In a recent Toyota Renewables Conference Speech Bryce laments that we could be trading one dependency for another, in this case rare earths, which play a critical role in technologies that transform energy usage, enhance energy efficiency, and defer energy consumption through greater durability. While there is some truth to his argument in the current context where virtually all global production of rare earths comes from China, what he appears not to realize is how he is implicitly making a powerful argument for the need to develop rare earth mines outside of China, the solution we have been proposing for some time. While he concludes by stating that rare earths are only starting to capture public attention, and that he expects to be hearing much more about them shortly, we can add that we also anticipate the gradual acceptance of the obvious response to the rare earth supply bottleneck in the development of new mines outside of China, with obvious implications for the leading rare earth juniors. But whatver one might think of Bryce's speech, a long term trend toward the electrification of the transportation industry is already in place and does not need Obama's explicit endorsement to continue, but such an endorsement would lend considerable moral support to private sector efforts in this direction, particularly if he were to back it with a strong materials science research funding commitment. (See A Business Plan for America's Energy Future.)

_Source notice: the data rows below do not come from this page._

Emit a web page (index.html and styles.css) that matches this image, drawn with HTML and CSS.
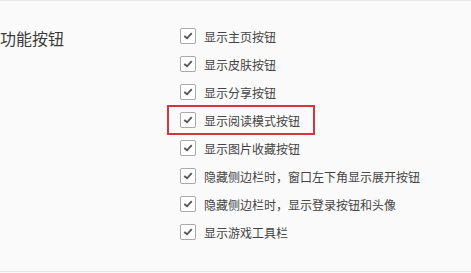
FILE: index.html
```html
<!DOCTYPE html>
<html lang="zh-CN">
  <head>
    <meta charset="UTF-8" />
    <title>功能按钮</title>
    <link rel="stylesheet" href="styles.css">
  </head>
  <body>
    <div class="panel">
      <div class="section">
        <div class="section-title">功能按钮</div>
        <ul class="option-list">
          <li class="option"><span class="check"><svg viewBox="0 0 15 15"><polyline points="3.5,7.5 6.5,10 11.5,4.5" /></svg></span>显示主页按钮</li>
          <li class="option"><span class="check"><svg viewBox="0 0 15 15"><polyline points="3.5,7.5 6.5,10 11.5,4.5" /></svg></span>显示皮肤按钮</li>
          <li class="option"><span class="check"><svg viewBox="0 0 15 15"><polyline points="3.5,7.5 6.5,10 11.5,4.5" /></svg></span>显示分享按钮</li>
          <!-- 标注的一项 -->
          <li class="option marked"><span class="check"><svg viewBox="0 0 15 15"><polyline points="3.5,7.5 6.5,10 11.5,4.5" /></svg></span>显示阅读模式按钮</li>
          <li class="option"><span class="check"><svg viewBox="0 0 15 15"><polyline points="3.5,7.5 6.5,10 11.5,4.5" /></svg></span>显示图片收藏按钮</li>
          <li class="option"><span class="check"><svg viewBox="0 0 15 15"><polyline points="3.5,7.5 6.5,10 11.5,4.5" /></svg></span>隐藏侧边栏时，窗口左下角显示展开按钮</li>
          <li class="option"><span class="check"><svg viewBox="0 0 15 15"><polyline points="3.5,7.5 6.5,10 11.5,4.5" /></svg></span>隐藏侧边栏时，显示登录按钮和头像</li>
          <li class="option"><span class="check"><svg viewBox="0 0 15 15"><polyline points="3.5,7.5 6.5,10 11.5,4.5" /></svg></span>显示游戏工具栏</li>
        </ul>
      </div>
    </div>
  </body>
</html>
```

FILE: styles.css
```css
* {
  margin: 0;
  padding: 0;
  box-sizing: border-box;
}
ul {
  list-style: none;
}

body {
  background-color: #fafafa;
  font-family: "Microsoft YaHei", "Noto Sans CJK SC", sans-serif;
  color: #333;
}

.panel {
  height: 272px;
  border-top: 1px solid #e8e8e8;
  border-bottom: 1px solid #e6e6e6;
}

.section {
  display: flex;
  padding-top: 21px;
}

.section-title {
  width: 168px;
  padding-top: 4px;
  font-size: 16px;
  line-height: 24px;
  color: #3a3a3a;
}

.option {
  display: flex;
  align-items: center;
  width: fit-content;
  height: 28px;
  padding: 0 14px 0 12px;
  font-size: 12px;
  color: #444;
}

.option.marked {
  outline: 2px solid #d5353d;
  outline-offset: -1px;
}

.check {
  display: flex;
  width: 16px;
  height: 16px;
  margin-right: 8px;
  background-color: #fff;
  border: 1px solid #a8a8a8;
  border-radius: 2px;
}

.check svg {
  width: 14px;
  height: 14px;
  fill: none;
  stroke: #555;
  stroke-width: 2;
}
```
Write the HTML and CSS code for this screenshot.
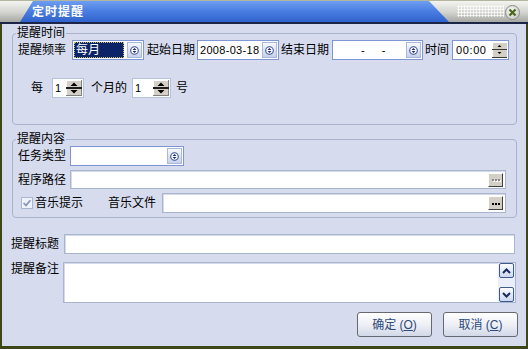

In any case, Molycorp will get its IPO done before the end of the year, and it will likely be taken down by institutions focused on the clean-tech sector, not the institutions that invest in mining companies. Having Mark Smith on board Namibia Rare Earth Inc will no doubt benefit the junior, particularly given that Frank Giustra and former president Bill Clinton are eager to promote their Clinton Giustra Sustainable Growth Initiative which has obvious linkage to the clean-tech sector. Lofdal is still early stage, but the project has a very large footprint, and if exploration work during the next six months confirms a major rare earth deposit, the timing for an IPO by the end of the year will be good, and the arrival of a Giustra backed rare earth junior will give the entire rare earth sector a substantial boost. While the current weakness in the rare earth sector may be perplexing to those who understand why the development of non-Chinese rare earth deposits should be a top priority, keep in mind that the rare earth story has a very high comprehension threshold that will not be overcome until powerful network hubs have serious serious skin in the rare earth game.